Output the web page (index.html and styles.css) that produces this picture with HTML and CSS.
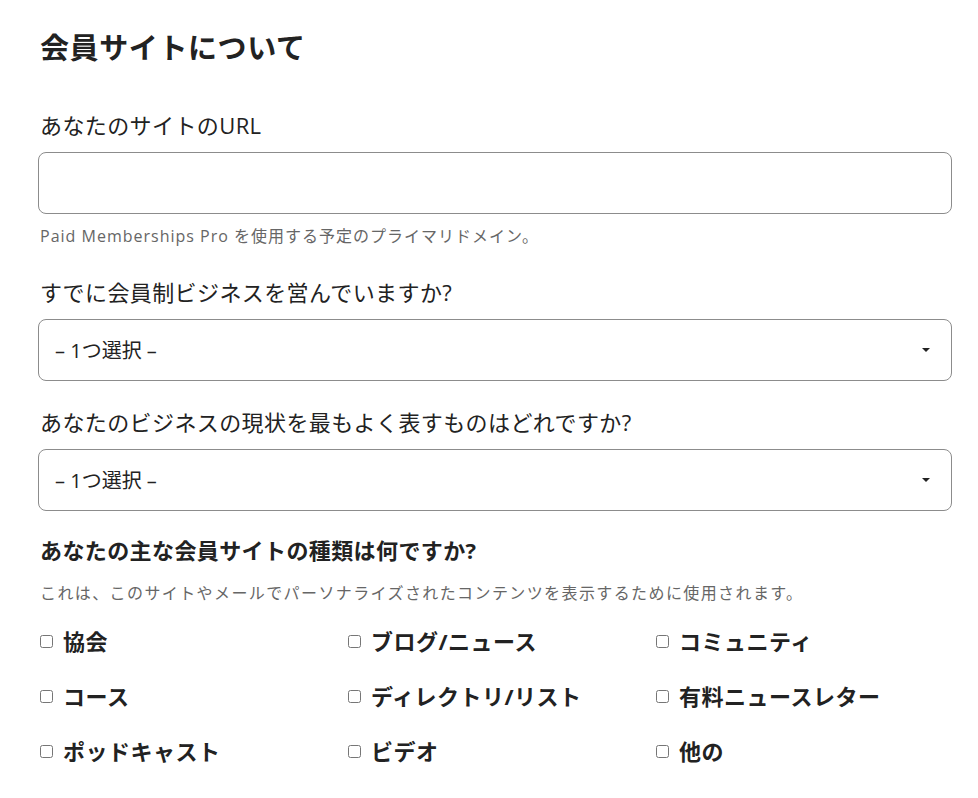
FILE: index.html
```html
<!DOCTYPE html>
<html lang="ja">
<head>
    <meta charset="UTF-8">
    <meta name="viewport" content="width=device-width, initial-scale=1.0">
    <title>会員サイトについて</title>
    <link rel="stylesheet" href="styles.css">
</head>
<body>
    <div class="form">
        <h2>会員サイトについて</h2>

        <div class="field">
            <label for="siteUrl">あなたのサイトのURL</label>
            <input type="text" id="siteUrl">
            <p class="hint">Paid Memberships Pro を使用する予定のプライマリドメイン。</p>
        </div>

        <div class="field">
            <label for="business">すでに会員制ビジネスを営んでいますか?</label>
            <div class="select">
                <select id="business">
                    <option>– 1つ選択 –</option>
                </select>
            </div>
        </div>

        <div class="field">
            <label for="status">あなたのビジネスの現状を最もよく表すものはどれですか?</label>
            <div class="select">
                <select id="status">
                    <option>– 1つ選択 –</option>
                </select>
            </div>
        </div>

        <div class="field types">
            <p class="label-bold">あなたの主な会員サイトの種類は何ですか?</p>
            <p class="hint spaced">これは、このサイトやメールでパーソナライズされたコンテンツを表示するために使用されます。</p>
            <div class="checks">
                <label class="check"><input type="checkbox"> 協会</label>
                <label class="check"><input type="checkbox"> ブログ/ニュース</label>
                <label class="check"><input type="checkbox"> コミュニティ</label>
                <label class="check"><input type="checkbox"> コース</label>
                <label class="check"><input type="checkbox"> ディレクトリ/リスト</label>
                <label class="check"><input type="checkbox"> 有料ニュースレター</label>
                <label class="check"><input type="checkbox"> ポッドキャスト</label>
                <label class="check"><input type="checkbox"> ビデオ</label>
                <label class="check"><input type="checkbox"> 他の</label>
            </div>
        </div>
    </div>
</body>
</html>
```

FILE: styles.css
```css
body {
    margin: 0;
    background: #fff;
    color: #222;
    font-family: "Open Sans", "Noto Sans CJK JP", sans-serif;
}

.form {
    width: 914px;
    padding: 28px 0 0 38px;
}

h2 {
    margin: 0 0 42px 2px;
    font-size: 29px;
    font-weight: 700;
    line-height: 40px;
    letter-spacing: 0.6px;
}

.field {
    margin-bottom: 26px;
}

.field.types {
    margin-top: -2px;
}

.field label,
.label-bold {
    display: block;
    margin: 0 0 12px 2px;
    font-size: 22px;
    line-height: 30px;
    letter-spacing: 0.4px;
}

.label-bold {
    font-weight: 700;
}

input[type="text"],
select {
    display: block;
    box-sizing: border-box;
    width: 100%;
    height: 62px;
    border: 1px solid #8c8c8c;
    border-radius: 8px;
    background: #fff;
    font-family: inherit;
    font-size: 20px;
    color: #222;
}

.select {
    position: relative;
}

select {
    padding: 0 40px 0 16px;
    appearance: none;
    -webkit-appearance: none;
}

.select::after {
    content: "";
    position: absolute;
    right: 22px;
    top: 29px;
    border-left: 4px solid transparent;
    border-right: 4px solid transparent;
    border-top: 4px solid #222;
    pointer-events: none;
}

.hint {
    margin: 11px 0 30px 2px;
    font-size: 16px;
    line-height: 22px;
    letter-spacing: 1px;
    color: #666;
}

.label-bold + .hint {
    margin-top: 17px;
}

.hint.spaced {
    margin-bottom: 0;
    letter-spacing: 1.4px;
}

.checks {
    display: grid;
    grid-template-columns: repeat(3, 1fr);
    column-gap: 10px;
    row-gap: 20px;
    margin-top: 20px;
}

.field .check {
    display: flex;
    align-items: center;
    margin: 0 0 0 2px;
    font-weight: 700;
    line-height: 35px;
    letter-spacing: 0.5px;
}

.check input {
    width: 13px;
    height: 13px;
    margin: 0 10px 0 0;
}
```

What you are asked to do
Pick out the lines that have the word "index". Copy them all.

Full response
Output the web page (index.html and styles.css) that produces this picture with HTML and CSS.
FILE: index.html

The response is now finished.